Girl meets boy. Girl concocts elaborate lie to seduce boy. Girl finds herself up to her ears in a drugs bust. Farce ensues. Canberra Rep is in top form with Flatspin, the second of Alan Ayckbourn's Damsels in Distress trilogy. Lainie Hart is feisty and vulnerable as daft, sexually frustrated, unemployed actress Rosie, Ross Walker is rather gorgeous as would-be love interest Sam, Jerry Hearn plays dapper boss Maurice as Jonathan Quayle Higgins III from Magnum PI, and Rob de Fries draws howls of laughter with his hysterical turn as Tommy, a dimwitted ex-army thick-neck.
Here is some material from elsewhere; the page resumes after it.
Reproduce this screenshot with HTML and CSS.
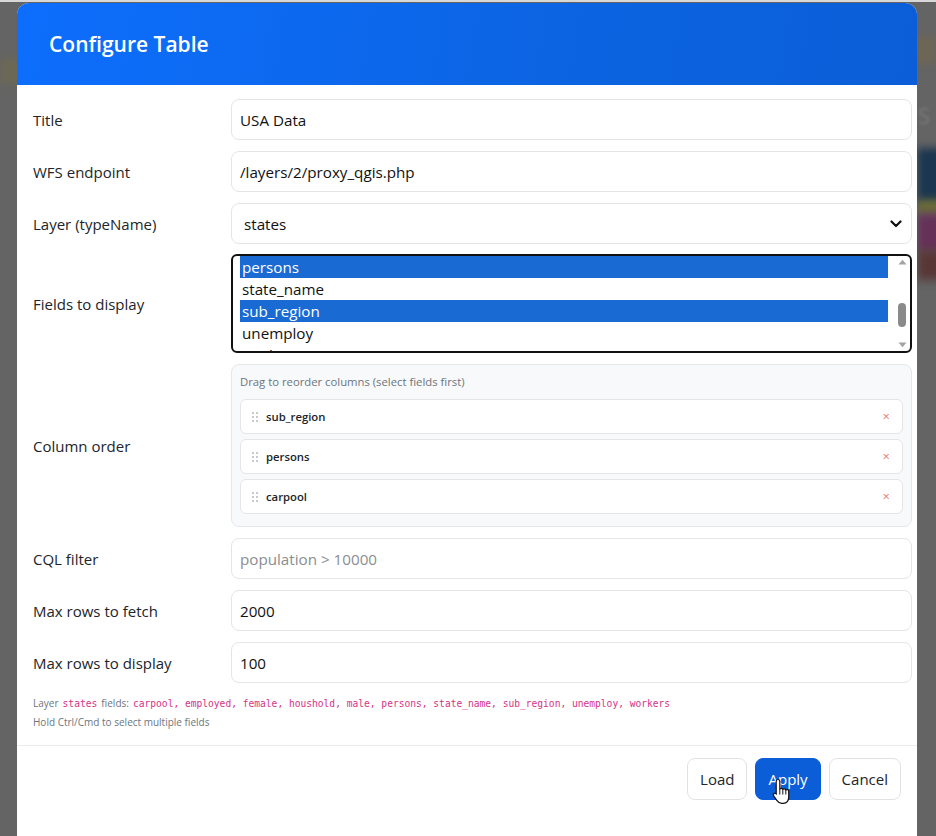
FILE: index.html
```html
<!DOCTYPE html>
<html>
<head>
<meta charset="utf-8">
<link rel="stylesheet" href="styles.css">
</head>
<body>
<div class="backdrop">
  <div class="bd-top"></div>
  <div class="bd-band-left"></div>
  <div class="bd-band-right"></div>
  <div class="bd-navy"></div>
  <div class="bd-yellow"></div>
  <div class="bd-magenta"></div>
  <div class="bd-brown"></div>
  <div class="bd-text1">S</div>
</div>
<div class="modal">
  <div class="modal-header">
    <h2 class="modal-title">Configure Table</h2>
  </div>
  <div class="modal-body">
    <div class="form-grid">
      <label class="lbl">Title</label>
      <div class="input">USA Data</div>

      <label class="lbl">WFS endpoint</label>
      <div class="input">/layers/2/proxy_qgis.php</div>

      <label class="lbl">Layer (typeName)</label>
      <div class="input select">
        <span>states</span>
        <svg class="chev" width="12" height="8" viewBox="0 0 12 8"><path d="M1.5 1.5 L6 6 L10.5 1.5" fill="none" stroke="#111" stroke-width="2.2" stroke-linecap="round" stroke-linejoin="round"/></svg>
      </div>

      <label class="lbl">Fields to display</label>
      <div class="listbox">
        <div class="list-inner">
          <div class="opt sel">persons</div>
          <div class="opt">state_name</div>
          <div class="opt sel">sub_region</div>
          <div class="opt">unemploy</div>
          <div class="opt">workers</div>
        </div>
        <div class="sbar">
          <svg class="sb-up" width="9" height="6" viewBox="0 0 9 6"><path d="M0.5 5.5 L4.5 0.8 L8.5 5.5 Z" fill="#a3a3a3"/></svg>
          <div class="sb-track"><div class="sb-thumb"></div></div>
          <svg class="sb-down" width="9" height="6" viewBox="0 0 9 6"><path d="M0.5 0.5 L4.5 5.2 L8.5 0.5 Z" fill="#a3a3a3"/></svg>
        </div>
      </div>

      <label class="lbl">Column order</label>
      <div class="order-box">
        <div class="order-hint">Drag to reorder columns (select fields first)</div>
        <div class="order-list">
          <div class="order-item">
            <span class="grip"><i></i><i></i><i></i><i></i><i></i><i></i></span>
            <span class="order-name">sub_region</span>
            <span class="order-x">×</span>
          </div>
          <div class="order-item">
            <span class="grip"><i></i><i></i><i></i><i></i><i></i><i></i></span>
            <span class="order-name">persons</span>
            <span class="order-x">×</span>
          </div>
          <div class="order-item">
            <span class="grip"><i></i><i></i><i></i><i></i><i></i><i></i></span>
            <span class="order-name">carpool</span>
            <span class="order-x">×</span>
          </div>
        </div>
      </div>

      <label class="lbl">CQL filter</label>
      <div class="input placeholder">population &gt; 10000</div>

      <label class="lbl">Max rows to fetch</label>
      <div class="input">2000</div>

      <label class="lbl">Max rows to display</label>
      <div class="input">100</div>
    </div>
    <div class="help">
      <div>Layer <code>states</code> fields: <code>carpool, employed, female, houshold, male, persons, state_name, sub_region, unemploy, workers</code></div>
      <div class="help2">Hold Ctrl/Cmd to select multiple fields</div>
    </div>
  </div>
  <div class="modal-footer">
    <button class="btn">Load</button>
    <button class="btn btn-primary">Apply</button>
    <button class="btn">Cancel</button>
  </div>
  <svg class="cursor" width="20" height="27" viewBox="0 0 20 27">
    <path d="M6 1.5 C7.2 1.5 7.8 2.3 7.8 3.4 L7.8 11 C8.3 10 10.4 10 10.8 11.4 C11.4 10.5 13.4 10.6 13.8 12 C14.4 11.3 16.5 11.4 16.7 13 L16.7 19 C16.7 22.5 14.8 25.3 11.2 25.3 L9.6 25.3 C7.4 25.3 6.2 24.4 5 22.7 L1.7 17.9 C1 16.8 1.4 15.6 2.5 15.3 C3.4 15.1 4 15.6 4.4 16.2 L4.2 16 L4.2 3.4 C4.2 2.3 4.8 1.5 6 1.5 Z" fill="#fff" stroke="#111" stroke-width="1.2" stroke-linejoin="round"/>
    <path d="M10.8 11.4 L10.8 16.5 M13.8 12 L13.8 16.5 M7.8 11 L7.8 16.5" stroke="#111" stroke-width="1" fill="none"/>
  </svg>
</div>
</body>
</html>
```
FILE: styles.css
```css
* { box-sizing: border-box; }
html, body { margin: 0; padding: 0; }
body {
  background: #646464;
  width: 936px;
  height: 836px;
  overflow: hidden;
  position: relative;
  font-family: "Open Sans", "Noto Sans", sans-serif;
  color: #212529;
}
.backdrop { position: absolute; inset: 0; z-index: 0; }
.bd-top { position: absolute; left: 0; right: 0; top: 0; height: 2px; background: #d8d8d8; }
.bd-band-left { position: absolute; left: 0; top: 58px; width: 30px; height: 26px; background: #6b6856; filter: blur(3px); }
.bd-band-right { position: absolute; right: 0; top: 36px; width: 30px; height: 28px; background: #6d6656; filter: blur(3px); }
.bd-navy { position: absolute; left: 917px; top: 148px; width: 40px; height: 56px; background: #1b3650; filter: blur(4px); }
.bd-yellow { position: absolute; left: 917px; top: 200px; width: 40px; height: 14px; background: #6c6d35; filter: blur(4px); }
.bd-magenta { position: absolute; left: 917px; top: 214px; width: 40px; height: 38px; background: #663159; filter: blur(4px); }
.bd-brown { position: absolute; left: 917px; top: 250px; width: 30px; height: 30px; background: #583636; filter: blur(5px); }
.bd-text1 { position: absolute; left: 918px; top: 100px; font-size: 22px; color: #7a7a7a; filter: blur(1.5px); }

.modal {
  position: relative;
  z-index: 1;
  margin: 3px 0 0 17px;
  width: 900px;
  height: 900px;
  background: #fff;
  border-radius: 12px 12px 0 0;
  overflow: hidden;
}
.modal-header {
  height: 82px;
  background: linear-gradient(100deg, #0d6efd 0%, #0c64e2 60%, #0b5ed7 100%);
  display: flex;
  align-items: center;
  padding: 0 32px;
}
.modal-title {
  margin: 0;
  color: #fff;
  font-size: 21px;
  font-weight: 600;
}
.modal-body {
  padding: 14px 5px 14px 16px;
}
.form-grid {
  display: grid;
  grid-template-columns: 198px 1fr;
  row-gap: 11px;
  align-items: center;
}
.lbl {
  font-size: 15px;
  color: #212529;
}
.input {
  height: 41px;
  border: 1px solid #e3e5e8;
  border-radius: 8px;
  padding: 0 8px;
  display: flex;
  align-items: center;
  font-size: 15.2px;
  color: #111;
}
.input.placeholder { color: #8a8d91; }
.input.select { padding-left: 12px; justify-content: space-between; padding-right: 9px; }
.chev { display: block; }

.listbox {
  height: 99px;
  margin-top: -1px;
  border: 2px solid #111;
  border-radius: 6px;
  position: relative;
  overflow: hidden;
  display: flex;
}
.list-inner {
  flex: 1;
  padding: 0 7px 0 7px;
}
.opt {
  height: 22px;
  line-height: 22px;
  font-size: 15.2px;
  padding-left: 2px;
  color: #111;
}
.opt.sel { background: #1a6ad4; color: #fff; }
.sbar {
  width: 14px;
  display: flex;
  flex-direction: column;
  align-items: center;
  padding: 3px 0 3px;
  margin-right: 1px;
}
.sb-track { flex: 1; width: 100%; position: relative; }
.sb-thumb {
  position: absolute;
  left: 3px; width: 8px;
  top: 38px; height: 24px;
  background: #8a8a8a;
  border-radius: 4px;
}
.sb-up, .sb-down { display: block; }

.order-box {
  background: #f8f9fa;
  border: 1px solid #e5e7eb;
  border-radius: 8px;
  padding: 9px 8px 12px;
}
.order-hint {
  font-size: 11.3px;
  color: #6c757d;
  margin-bottom: 10px;
  line-height: 15px;
}
.order-list { display: flex; flex-direction: column; gap: 5px; }
.order-item {
  height: 35px;
  background: #fff;
  border: 1px solid #e3e5e8;
  border-radius: 6px;
  display: flex;
  align-items: center;
  padding: 0 12px 0 11px;
}
.grip {
  width: 6px;
  display: grid;
  grid-template-columns: 2px 2px;
  column-gap: 2px;
  row-gap: 2px;
  margin-right: 8px;
}
.grip i { width: 2px; height: 2px; background: #b3b8bd; border-radius: 1px; display: block; }
.order-name { font-size: 11.3px; font-weight: 600; color: #212529; flex: 1; }
.order-x { color: #ee7c7c; font-size: 13px; line-height: 1; }

.help {
  margin-top: 11px;
  font-size: 10px;
  color: #6c757d;
  line-height: 18px;
}
.help code {
  font-family: "DejaVu Sans Mono", "Liberation Mono", monospace;
  color: #d63384;
  font-size: 9.6px;
  margin: 0 1.5px;
}
.help2 { margin-top: 0; }

.modal-footer {
  border-top: 1px solid #e9ecef;
  padding: 12px 16px;
  display: flex;
  justify-content: flex-end;
  gap: 8px;
}
.btn {
  height: 42px;
  padding: 0 12px;
  border: 1px solid #e0e3e6;
  border-radius: 8px;
  background: #fff;
  font-family: "Open Sans", "Noto Sans", sans-serif;
  font-size: 15px;
  color: #212529;
}
.btn-primary {
  background: #0b5ed7;
  border-color: #0b5ed7;
  color: #fff;
}
.cursor {
  position: absolute;
  left: 755px;
  top: 775px;
}
```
Mortal Engine. Chunky Move.

Director and Choreographer Gideon Obarzanek; Interactive System Designer Frieder Weiss; Laser and Sound Artist Robin Fox; Composer Ben Frost; Costume Designer Paula Lewis; Lighting Designer Damien Cooper; With Kristy Ayre, Sara Black, Marnie Palomares, Lee Serle, James Shannon, Adam Synott, Jorijn Vriesendorp. The Merlyn Theatre at the Malthouse, Melbourne until 13 March, then Sydney Theatre, 5–15 May, 2010.

This piece of dance, multimedia and physical theatre uses the synergy of lighting, sound and video infused with movement, dance and performance. Gideon Obarzanek has created a masterpiece by integrating the energies of both machines and mortals. Utilising modernity in the form of ‘computer art’ by interactive system designer, Frieder Weiss, lighting design from Damien Cooper and laser and sound from Robin Fox produces a work that is not only mesmerizing but hypnotic and remarkable.